Understanding proppant flowback

Proppant production from hydraulically fractured wells can cause severe operational problems, increase safety concerns, and dramatically reduce economic returns on well-stimulation investments. Methods that have helped eliminate or minimize proppant flowback include modified completion designs, the use of controlled fracture closure for obtaining early closure on the proppant pack, and the use of materials designed to reduce proppant production. Curable resin-coated proppants, chopped fiberglass. thermoplastic strips, and chemicals that modify the surface of the proppant are all accepted methods for minimizing flowback This paper presents the results of both physical and numerical modeling of proppant flowback recorded during the development of a chemical designed for modifying the proppant surface.
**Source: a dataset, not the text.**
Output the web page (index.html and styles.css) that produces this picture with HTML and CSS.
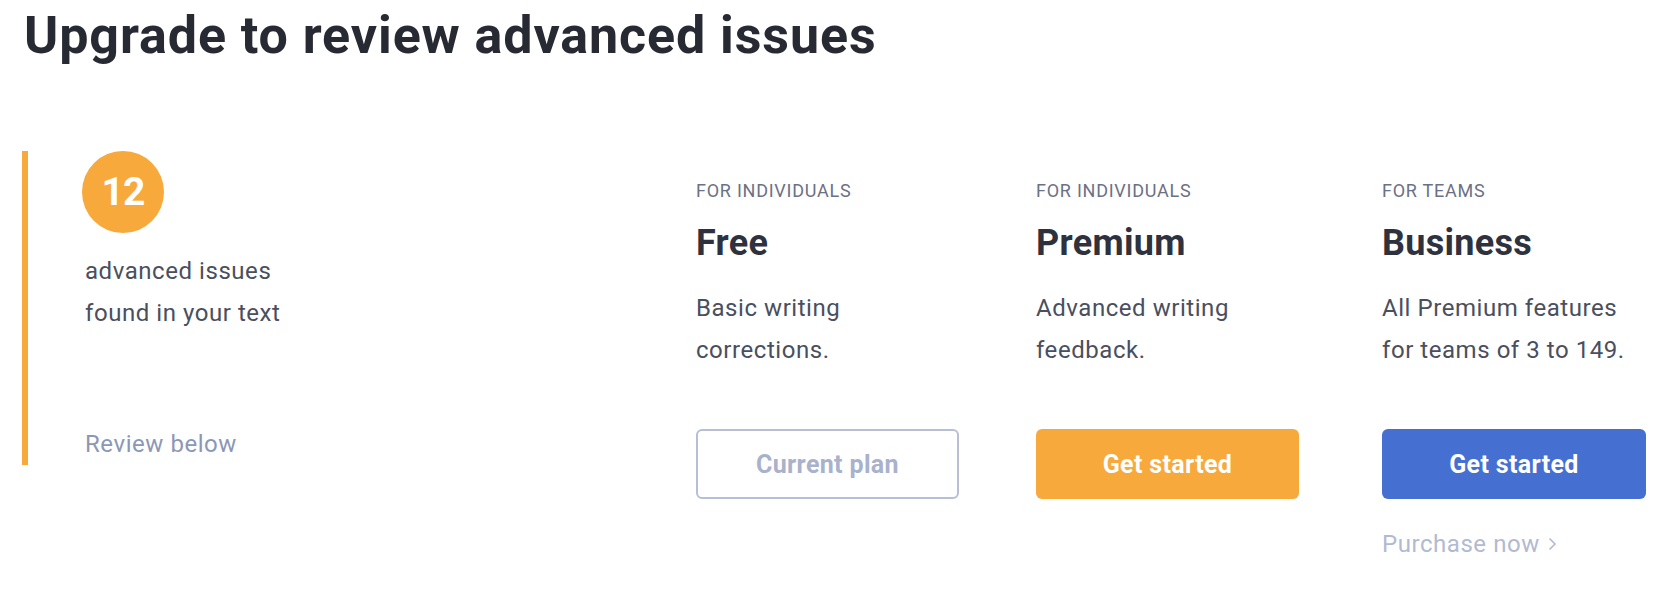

The goal of this study was to develop an understanding of the mecha nisms that control proppant flowback. Laboratory experiments performed in slot models with no closure stress helped establish the interaction of proppant size, proppant distribution, and fluid velocity. Additional studies of the impact of closure stress, fracture width, and fluid rate on proppant flowback were performed with modified API linear conductivity cells. Data obtained from the physical modeling were used to calibrate a numerical model that predicts proppant flowback. In this model, fluid flow in the proppant pack is described by Darcys equation for flow through porous media. The resulting velocity distribution allowed local stability to be assessed along the free surface between the proppant pack and the continuous fluid phase. Repeating these steps allowed evaluation of the interface that develops over time.

Remediation of Proppant Flowback-Laboratory and Field Studies

This paper presents the results of laboratory studies and field case histories of a remedial treatment technique using a lowviscosity consolidation fluid system that is placed into the propped fractures by coiled tubing (CT) or jointed pipe coupled with a pressure pulsing tool. The treatment fluids are designed to provide consolidation (for previously placed proppant) near the wellbore to glue the proppant grains in place without damaging the permeability of the proppant pack. Laboratory flow testing indicates that the proppant pack in a fracture model under closure stress only requires lowstrength bonds between proppant grains to withstand high production flow rates. The consolidation treatment transforms the loosely packed proppant in the fractures and the formation sand close to the wellbore into a cohesive, consolidated, yet highly permeable pack. Field case histories are presented and the treatment procedures, precautions, and recommendations for implementing the treatment process are discussed. One major advantage of this remedial treatment method is the ability to place the treatment fluid into the propped fractures, regardless of the number of perforation intervals and the length of the perforated intervals without mechanical isolation between the intervals. The fluid placement efficiency of this process makes remediation economically feasible, especially in wells with marginal reserves.